A robust network can help to open the door to new professional opportunities. Increasingly, professional networks are being created and maintained in a virtual environment. While it is becoming more common for colleagues and former co-workers to connect to each other via social media, it is vital for employers and employees to understand how various employment agreements that they are a party to may affect their interactions.
This concept is at the heart of a recent case in Illinois. A branch manager for Bankers Life & Casualty Co. named Gelineau left his employment to accept a position with a competitor called American Senior Benefits, LLC. After Gelineau began working with his new employer, he sent LinkedIn invitations to three of his former co-workers at the Warwick, Rhode Island office of Bankers Life. The trouble is that Gelineau had signed a non-solicitation agreement with his former employer. As is common with these agreements, Gelineau had promised not to solicit other Bankers Life employees to seek employment with other companies.
Bankers Life sued American Senior because they believed that Gelineau had violated his non-solicitation agreement. However, the court did not agree. The judge ruled that the LinkedIn emails were “generic” and “did not contain any discussion of Bankers Life.” Moreover, the email did not contain a “solicitation to leave their place of employment.” Instead, the email was merely intended to provide an opportunity for the former co-workers to keep their professional network as robust as possible.

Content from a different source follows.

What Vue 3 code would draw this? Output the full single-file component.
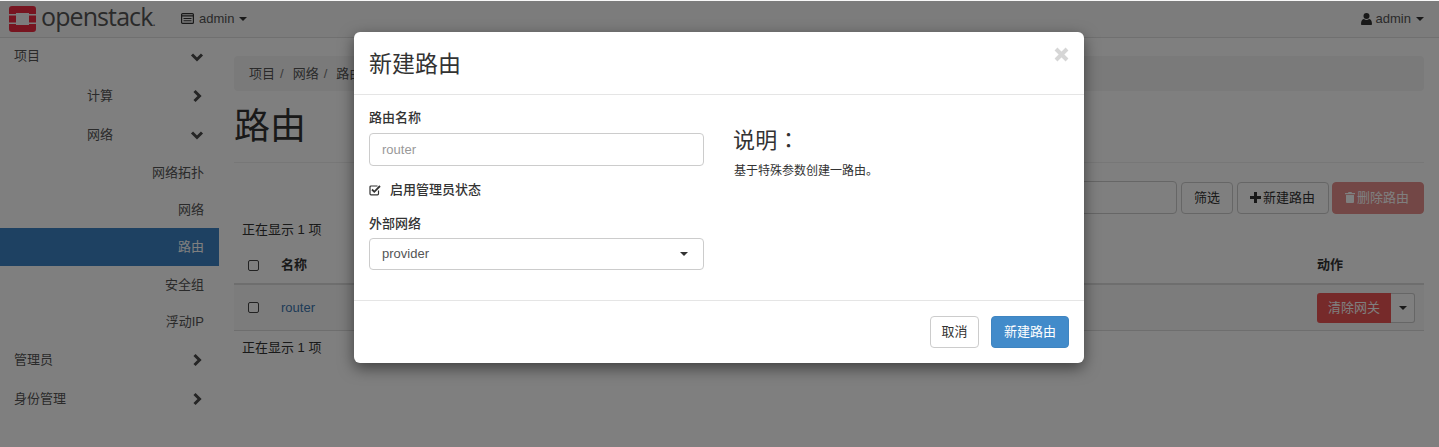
<script setup>
const tops = {
  project: '项目', compute: '计算', network: '网络'
}
const subs = [
  { label: '网络拓扑' },
  { label: '网络' },
  { label: '路由', active: true },
  { label: '安全组' },
  { label: '浮动IP' }
]
</script>

<template>
  <div class="page">
    <header class="navbar">
      <div class="brand">
        <svg class="logo" width="27" height="26" viewBox="0 0 27 26">
          <path fill="#ee2a40" d="M3 0h21a3 3 0 0 1 3 3v5h-7V7H7v1H0V3a3 3 0 0 1 3-3zM0 9.500h7v7H0zM20 9.500h7v7h-7zM0 18h7v1h13v-1h7v5a3 3 0 0 1-3 3H3a3 3 0 0 1-3-3z"/>
        </svg>
        <span class="brand-text">openstack<span class="dot">.</span></span>
      </div>
      <div class="nav-project">
        <svg width="13" height="11" viewBox="0 0 13 11"><rect x=".6" y=".6" width="11.8" height="9.8" rx="1" fill="none" stroke="#333" stroke-width="1.2"/><path d="M1 2.200h11v1.400H1zM2.500 5h8v1h-8zM2.500 7.200h8v1h-8z" fill="#333"/></svg>
        <span>admin</span><i class="caret"></i>
      </div>
      <div class="nav-user">
        <svg width="11" height="12" viewBox="0 0 11 12"><circle cx="5.500" cy="3" r="3" fill="#333"/><path d="M0 11c0-3.500 1.500-5 3-5 .7.600 1.500 1 2.500 1s1.800-.4 2.500-1c1.500 0 3 1.500 3 5 0 .6-.5 1-1 1H1c-.5 0-1-.4-1-1z" fill="#333"/></svg>
        <span>admin</span><i class="caret"></i>
      </div>
    </header>

    <div class="layout">
      <nav class="sidebar">
        <div class="item top first">{{ tops.project }}<svg class="chev" width="14" height="14" viewBox="0 0 14 14"><path d="M2 4.500l5 5 5-5"/></svg></div>
        <div class="item mid">{{ tops.compute }}<svg class="chev" width="14" height="14" viewBox="0 0 14 14"><path d="M4.500 2l5 5-5 5"/></svg></div>
        <div class="item mid">{{ tops.network }}<svg class="chev" width="14" height="14" viewBox="0 0 14 14"><path d="M2 4.500l5 5 5-5"/></svg></div>
        <div v-for="s in subs" :key="s.label + (s.active ? 1 : 0)" class="sub" :class="{ active: s.active }">{{ s.label }}</div>
        <div class="item top">管理员<svg class="chev" width="14" height="14" viewBox="0 0 14 14"><path d="M4.500 2l5 5-5 5"/></svg></div>
        <div class="item top">身份管理<svg class="chev" width="14" height="14" viewBox="0 0 14 14"><path d="M4.500 2l5 5-5 5"/></svg></div>
      </nav>

      <main class="content">
        <div class="breadcrumb"><span>项目</span><em>/</em><span>网络</span><em>/</em><span>路由</span></div>
        <h1 class="title">路由</h1>
        <div class="toolbar">
          <div class="filter-input"></div>
          <button class="btn">筛选</button>
          <button class="btn btn-add">
            <svg width="11" height="11" viewBox="0 0 11 11"><path d="M4 0h3v4h4v3H7v4H4V7H0V4h4z" fill="#333"/></svg>
            新建路由
          </button>
          <button class="btn btn-del">
            <svg width="10" height="11" viewBox="0 0 10 11"><path d="M3.500 0h3l.5 1h3v1.200H0V1h3zM1 3h8v7a1 1 0 0 1-1 1H2a1 1 0 0 1-1-1z" fill="#fff"/></svg>
            删除路由
          </button>
        </div>
        <div class="count">正在显示 1 项</div>
        <div class="thead">
          <i class="check"></i><b class="col-name">名称</b><b class="col-act">动作</b>
        </div>
        <div class="trow">
          <i class="check"></i><a class="col-name link">router</a>
          <div class="col-act split">
            <span class="split-main">清除网关</span><span class="split-caret"><i class="caret dark"></i></span>
          </div>
        </div>
        <div class="count bottom">正在显示 1 项</div>
      </main>
    </div>

    <div class="backdrop"></div>

    <section class="modal">
      <div class="modal-head">
        <h3>新建路由</h3>
        <svg class="close" width="15" height="15" viewBox="0 0 15 15"><path d="M2 2l11 11M13 2L2 13"/></svg>
      </div>
      <div class="modal-body">
        <div class="form-col">
          <label class="lbl">路由名称</label>
          <div class="field placeholder">router</div>
          <div class="checkline">
            <svg width="12" height="12" viewBox="0 0 12 12"><path d="M9.500 6.500V9.800a1 1 0 0 1-1 1H2a1 1 0 0 1-1-1V3a1 1 0 0 1 1-1h6.500" fill="none" stroke="#333" stroke-width="1.200"/><path d="M3 5.500l2.300 2.300L11 2" fill="none" stroke="#333" stroke-width="1.800"/></svg>
            <b>启用管理员状态</b>
          </div>
          <label class="lbl second">外部网络</label>
          <div class="field select"><span>provider</span><i class="caret"></i></div>
        </div>
        <div class="help-col">
          <h3>说明：</h3>
          <p>基于特殊参数创建一路由。</p>
        </div>
      </div>
      <div class="modal-foot">
        <button class="mbtn cancel">取消</button>
        <button class="mbtn primary">新建路由</button>
      </div>
    </section>
  </div>
</template>

<style>
html, body { margin: 0; padding: 0; background: #fff; }
</style>

<style scoped>
* { box-sizing: border-box; }
.page {
  position: relative;
  width: 1439px;
  height: 447px;
  overflow: hidden;
  background: #fff;
  color: #333;
  font: 13px/18px "Liberation Sans", "Noto Sans CJK SC", sans-serif;
}
.navbar {
  height: 38px;
  display: flex;
  align-items: center;
  background: #f8f8f8;
  border-bottom: 1px solid #e0e0e0;
  padding: 0 15px 0 9px;
}
.brand { display: flex; align-items: center; gap: 5px; width: 172px; }
.logo { width: 27px; height: 26px; flex: none; }
.brand-text { font: 500 25px/30px "Open Sans", sans-serif; letter-spacing: -0.9px; color: #555; }
.dot { font-size: 12px; }
.nav-project { display: flex; align-items: center; gap: 5px; color: #555; }
.nav-user { margin-left: auto; display: flex; align-items: center; gap: 4px; color: #555; }
.nav-user .caret { margin-left: 1px; }
.caret { display: inline-block; width: 0; height: 0; margin-left: 0; border-top: 4px solid #333; border-left: 4px solid transparent; border-right: 4px solid transparent; }

.layout { display: flex; }
.sidebar { width: 219px; flex: none; }
.item { height: 39px; display: flex; align-items: center; justify-content: space-between; padding: 0 15px 0 14px; color: #555; font-size: 13px; }
.item.first { height: 38px; padding-bottom: 2px; }
.item.first .chev { margin-top: 2px; }
.mid { padding-left: 87px; }
.sub { height: 37.4px; display: flex; align-items: center; justify-content: flex-end; padding-right: 15px; color: #555; }
.sub.active { background: #3d82c4; color: #fff; margin-top: -1px; height: 38.4px; }
.chev path { fill: none; stroke: #4b4b4b; stroke-width: 3; }

.content { flex: none; width: 1190px; margin-left: 15px; }
.breadcrumb { margin-top: 18px; height: 35px; background: #f5f5f5; border-radius: 4px; padding: 0 15px; display: flex; align-items: center; color: #555; }
.breadcrumb em { font-style: normal; margin: 0 9px 0 5px; color: #777; }
.title { margin: 0; height: 72px; padding-top: 14px; border-bottom: 1px solid #eee; font: 400 36px/43px "Liberation Sans", "Noto Sans CJK SC", sans-serif; color: #333; }
.toolbar { margin-top: 18px; height: 33px; display: flex; justify-content: flex-end; align-items: center; gap: 4px; }
.filter-input { width: 300px; height: 33px; border: 1px solid #ccc; border-radius: 4px; background: #fff; }
.btn { height: 32px; padding: 0 12px; border: 1px solid #ccc; border-radius: 4px; background: #fff; color: #333; font: inherit; display: flex; align-items: center; gap: 2px; }
.btn-add { width: 92px; }
.btn + .btn-del { margin-left: -1px; width: 92px; }
.btn-del { background: #d9534f; border-color: #d9534f; color: #fff; opacity: .65; }
.count { margin-top: 7px; height: 18px; padding-left: 8px; color: #333; }
.thead { display: flex; align-items: center; height: 38px; margin-top: 8px; border-bottom: 2px solid #ddd; padding-left: 14px; }
.trow { display: flex; align-items: center; height: 46px; background: #f9f9f9; border-bottom: 1px solid #ddd; padding-left: 14px; }
.check { width: 11px; height: 11px; border: 1.300px solid #444; border-radius: 2px; background: #fff; flex: none; }
.col-name { margin-left: 22px; }
.col-act { margin-left: auto; width: 107px; }
.link { color: #3c76af; }
.split { display: flex; height: 30px; }
.split-main { width: 74px; display: flex; align-items: center; justify-content: center; background: #ed5454; color: #fff; border-radius: 3px 0 0 3px; }
.split-caret { width: 24px; display: flex; align-items: center; justify-content: center; background: #fff; border: 1px solid #ccc; border-left: 0; border-radius: 0 3px 3px 0; }
.bottom { margin-top: 8px; }

.backdrop { position: absolute; inset: 1px 0 0 0; background: rgba(0,0,0,.5); }

.modal {
  position: absolute;
  left: 354px; top: 32px;
  width: 730px; height: 331px;
  background: #fff;
  border-radius: 6px;
  box-shadow: 0 5px 15px rgba(0,0,0,.5);
  display: flex;
  flex-direction: column;
}
.modal-head { height: 63px; padding: 2px 15px 0; display: flex; align-items: center; justify-content: space-between; border-bottom: 1px solid #e5e5e5; }
.modal-head h3 { margin: 0; font: 400 23px/30px "Liberation Sans", "Noto Sans CJK SC", sans-serif; color: #333; }
.close { margin-top: -20px; flex: none; }
.close path { fill: none; stroke: #d6d6d6; stroke-width: 4; }
.modal-body { flex: 1; display: flex; padding: 14px 15px 0; }
.form-col { width: 335px; }
.lbl { display: block; font-weight: 500; font-size: 13px; height: 18px; line-height: 18px; margin-bottom: 6px; color: #333; }
.lbl.second { margin-bottom: 5px; }
.field { height: 33px; border: 1px solid #ccc; border-radius: 4px; padding: 0 12px; display: flex; align-items: center; color: #555; }
.placeholder { color: #999; }
.select { justify-content: space-between; height: 32px; }
.select .caret { margin-right: 3px; }
.checkline { margin: 15px 0 16px; display: flex; align-items: center; gap: 9px; height: 18px; }
.checkline b { font-weight: 500; }
.help-col { margin-left: 30px; padding-top: 20px; }
.help-col h3 { margin: 0 0 10px -1px; font: 400 22px/24px "Liberation Sans", "Noto Sans CJK TC", sans-serif; letter-spacing: .3px; color: #333; }
.help-col p { margin: 0; font-size: 12px; line-height: 16px; color: #333; }
.modal-foot { height: 63px; border-top: 1px solid #e5e5e5; padding: 15px; display: flex; justify-content: flex-end; gap: 12px; }
.mbtn { height: 32px; padding: 0; border: 1px solid #ccc; border-radius: 4px; background: #fff; color: #333; font: inherit; }
.cancel { width: 49px; }
.primary { background: #428bca; border-color: #3f85c1; color: #fff; width: 78px; }
</style>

According to the court, if Gelineau had included some kind of hint or suggestion that the Bankers Life employees should leave their current place of employment in favor of American Senior, then the outcome may have been different. Bankers Life was concerned that a listing of open positions at American Senior was included in Gelineau’s LinkedIn home page. Nonetheless, the court did not feel that Gelineau could be held responsible for what visitors to his LinkedIn page did once they were there.
Non-solicitation agreements are standard in many industries. With the changing communication landscape, it’s important to recognize what these agreements do and do not cover.